> **INSTRUCTION**
Copy all lines of the listing that include the string "TypeScript".

> **RECORDS TO USE**
┌────────
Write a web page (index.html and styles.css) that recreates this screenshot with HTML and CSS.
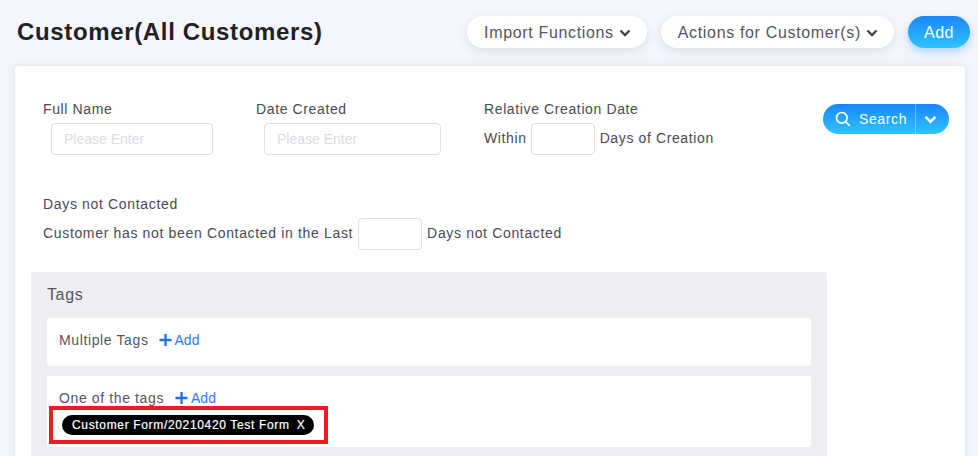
└────────
┌────────
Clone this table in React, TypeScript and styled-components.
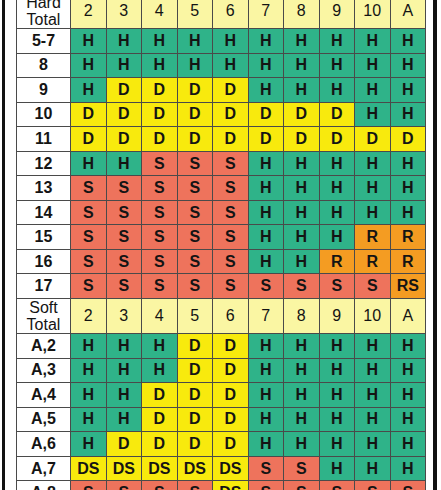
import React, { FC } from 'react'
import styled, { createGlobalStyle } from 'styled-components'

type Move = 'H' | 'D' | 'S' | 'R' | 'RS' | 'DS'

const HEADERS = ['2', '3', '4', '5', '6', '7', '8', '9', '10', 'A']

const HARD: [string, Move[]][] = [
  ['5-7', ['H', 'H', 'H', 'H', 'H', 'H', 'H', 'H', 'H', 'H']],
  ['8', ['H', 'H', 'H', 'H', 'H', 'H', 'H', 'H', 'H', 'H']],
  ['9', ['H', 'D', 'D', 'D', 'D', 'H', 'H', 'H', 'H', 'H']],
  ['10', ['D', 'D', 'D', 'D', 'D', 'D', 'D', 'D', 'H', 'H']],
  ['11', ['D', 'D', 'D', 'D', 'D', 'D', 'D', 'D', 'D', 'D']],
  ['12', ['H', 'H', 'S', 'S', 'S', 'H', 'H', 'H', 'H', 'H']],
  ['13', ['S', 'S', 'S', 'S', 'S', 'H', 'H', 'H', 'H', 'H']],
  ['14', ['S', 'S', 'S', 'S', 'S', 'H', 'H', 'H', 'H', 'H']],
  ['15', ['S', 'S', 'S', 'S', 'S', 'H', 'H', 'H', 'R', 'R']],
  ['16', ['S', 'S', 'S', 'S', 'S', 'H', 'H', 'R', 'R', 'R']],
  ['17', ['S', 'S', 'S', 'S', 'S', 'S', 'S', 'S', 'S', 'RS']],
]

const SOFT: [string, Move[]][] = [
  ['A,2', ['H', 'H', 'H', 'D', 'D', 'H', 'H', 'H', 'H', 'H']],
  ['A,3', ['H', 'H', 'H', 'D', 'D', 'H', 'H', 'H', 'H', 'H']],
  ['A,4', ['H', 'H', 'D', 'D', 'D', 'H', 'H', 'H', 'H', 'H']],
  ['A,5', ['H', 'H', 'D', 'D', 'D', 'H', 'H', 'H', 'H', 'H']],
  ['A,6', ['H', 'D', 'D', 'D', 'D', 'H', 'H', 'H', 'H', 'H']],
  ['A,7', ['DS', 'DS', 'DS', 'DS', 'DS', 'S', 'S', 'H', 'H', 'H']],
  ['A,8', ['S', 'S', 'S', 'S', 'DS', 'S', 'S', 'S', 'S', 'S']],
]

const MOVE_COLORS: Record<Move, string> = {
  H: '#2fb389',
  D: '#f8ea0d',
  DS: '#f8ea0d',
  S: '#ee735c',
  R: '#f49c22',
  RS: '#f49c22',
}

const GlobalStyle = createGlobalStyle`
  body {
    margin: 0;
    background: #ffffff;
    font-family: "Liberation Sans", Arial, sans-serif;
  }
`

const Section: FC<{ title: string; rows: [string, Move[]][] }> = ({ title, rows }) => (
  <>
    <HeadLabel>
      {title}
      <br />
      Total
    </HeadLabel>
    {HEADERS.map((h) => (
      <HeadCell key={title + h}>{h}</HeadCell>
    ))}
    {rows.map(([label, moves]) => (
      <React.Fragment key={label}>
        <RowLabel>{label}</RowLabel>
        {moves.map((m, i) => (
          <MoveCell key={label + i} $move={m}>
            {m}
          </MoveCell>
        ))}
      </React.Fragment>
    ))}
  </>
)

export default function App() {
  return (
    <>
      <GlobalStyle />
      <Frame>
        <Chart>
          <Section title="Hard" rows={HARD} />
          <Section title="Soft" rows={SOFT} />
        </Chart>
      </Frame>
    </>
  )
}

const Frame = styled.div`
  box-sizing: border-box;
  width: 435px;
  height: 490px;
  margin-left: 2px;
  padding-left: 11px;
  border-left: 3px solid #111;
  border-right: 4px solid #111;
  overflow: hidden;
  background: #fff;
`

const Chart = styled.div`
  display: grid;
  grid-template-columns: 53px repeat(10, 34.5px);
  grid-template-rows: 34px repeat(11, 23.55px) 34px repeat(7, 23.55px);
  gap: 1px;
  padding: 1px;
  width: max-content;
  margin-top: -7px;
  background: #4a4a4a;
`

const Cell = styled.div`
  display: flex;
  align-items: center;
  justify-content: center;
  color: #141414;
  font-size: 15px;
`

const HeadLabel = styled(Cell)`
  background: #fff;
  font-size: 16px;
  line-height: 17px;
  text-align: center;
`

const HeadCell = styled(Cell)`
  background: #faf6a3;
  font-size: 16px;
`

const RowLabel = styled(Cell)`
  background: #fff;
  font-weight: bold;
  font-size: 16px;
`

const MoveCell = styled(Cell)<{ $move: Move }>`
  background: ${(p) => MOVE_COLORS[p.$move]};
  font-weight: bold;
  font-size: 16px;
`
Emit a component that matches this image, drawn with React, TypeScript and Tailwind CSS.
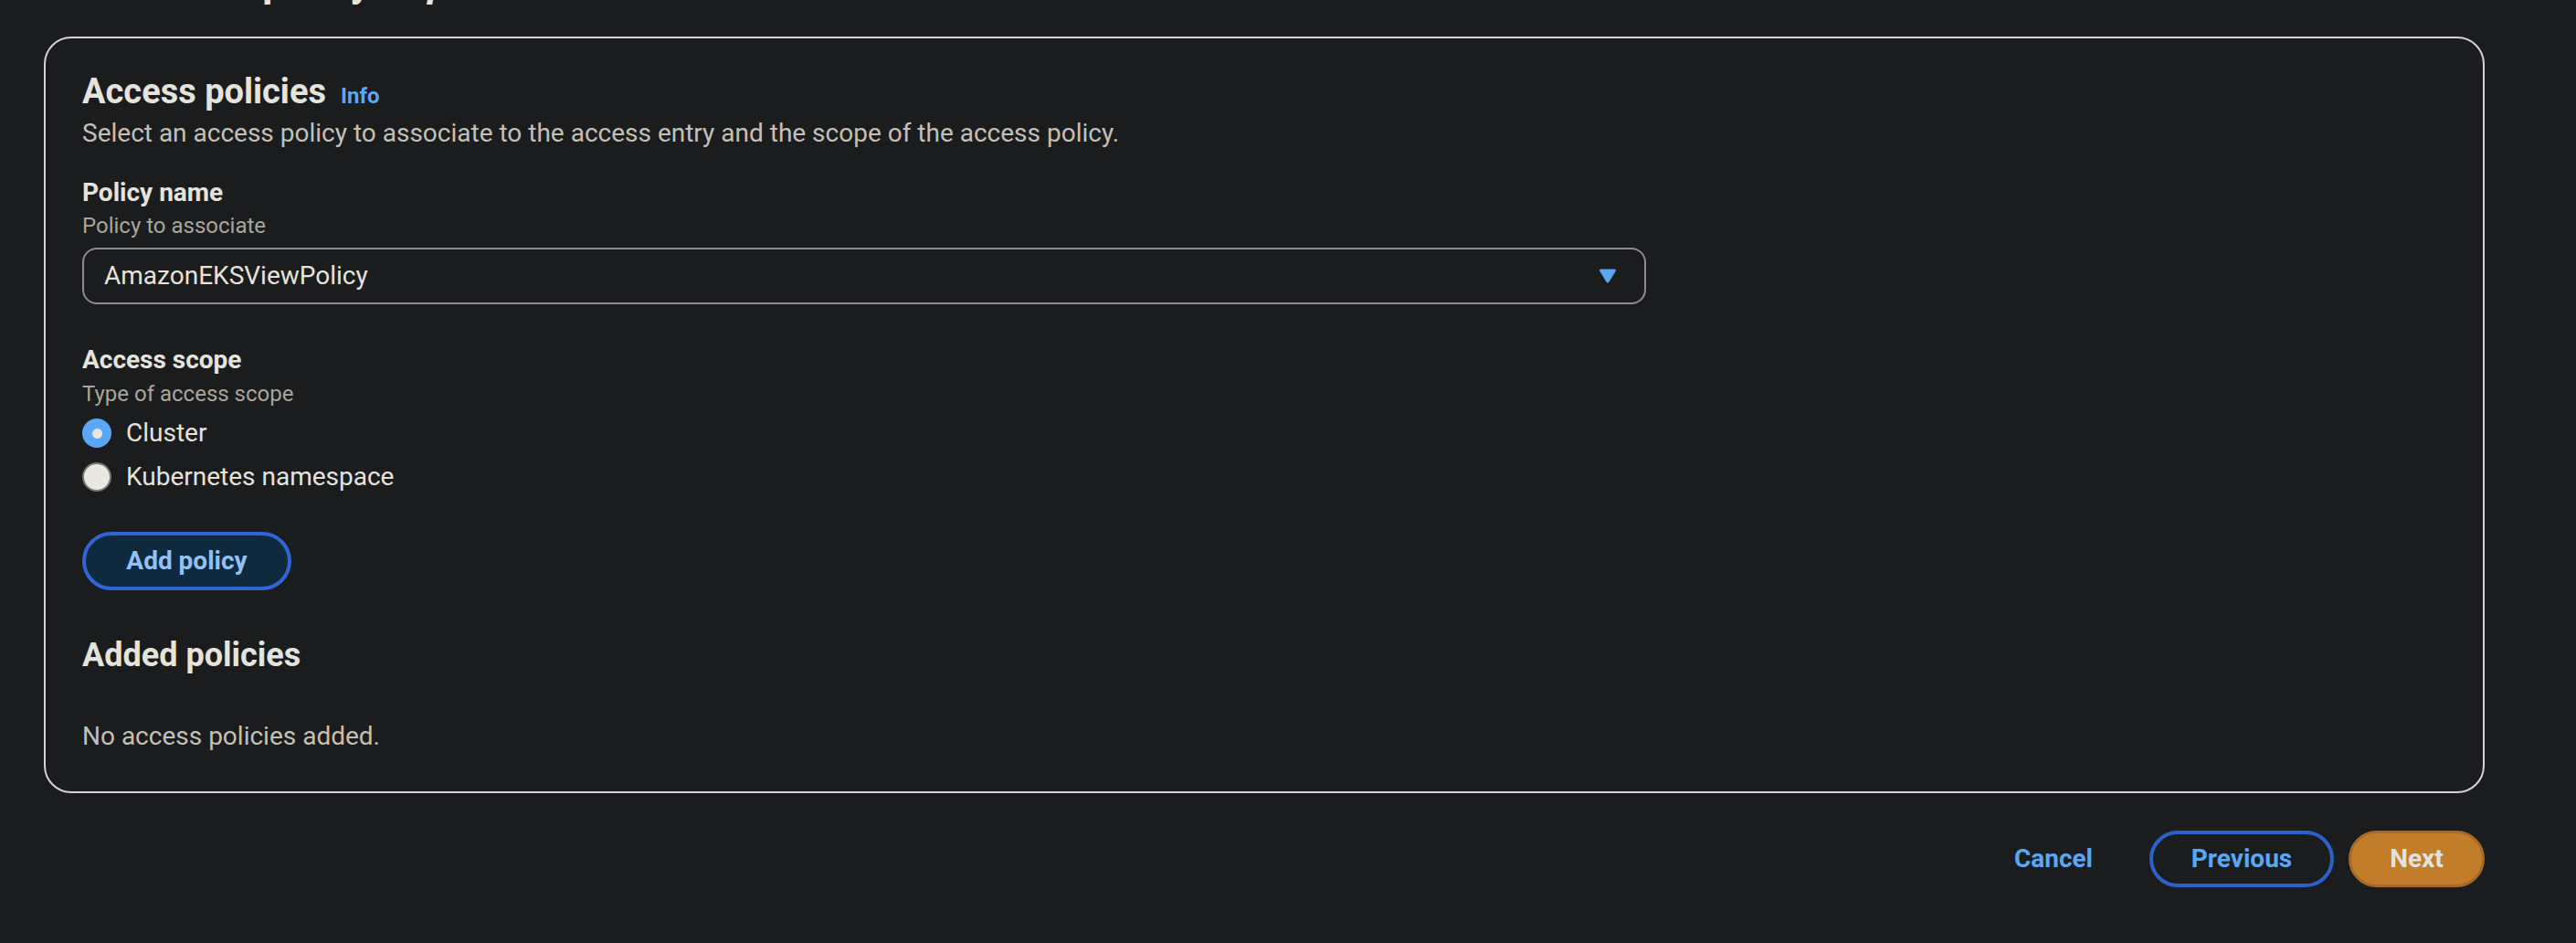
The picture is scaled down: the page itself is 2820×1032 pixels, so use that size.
└────────
> **ANSWER TO THIS EXERCISE**
Clone this table in React, TypeScript and styled-components.
Emit a component that matches this image, drawn with React, TypeScript and Tailwind CSS.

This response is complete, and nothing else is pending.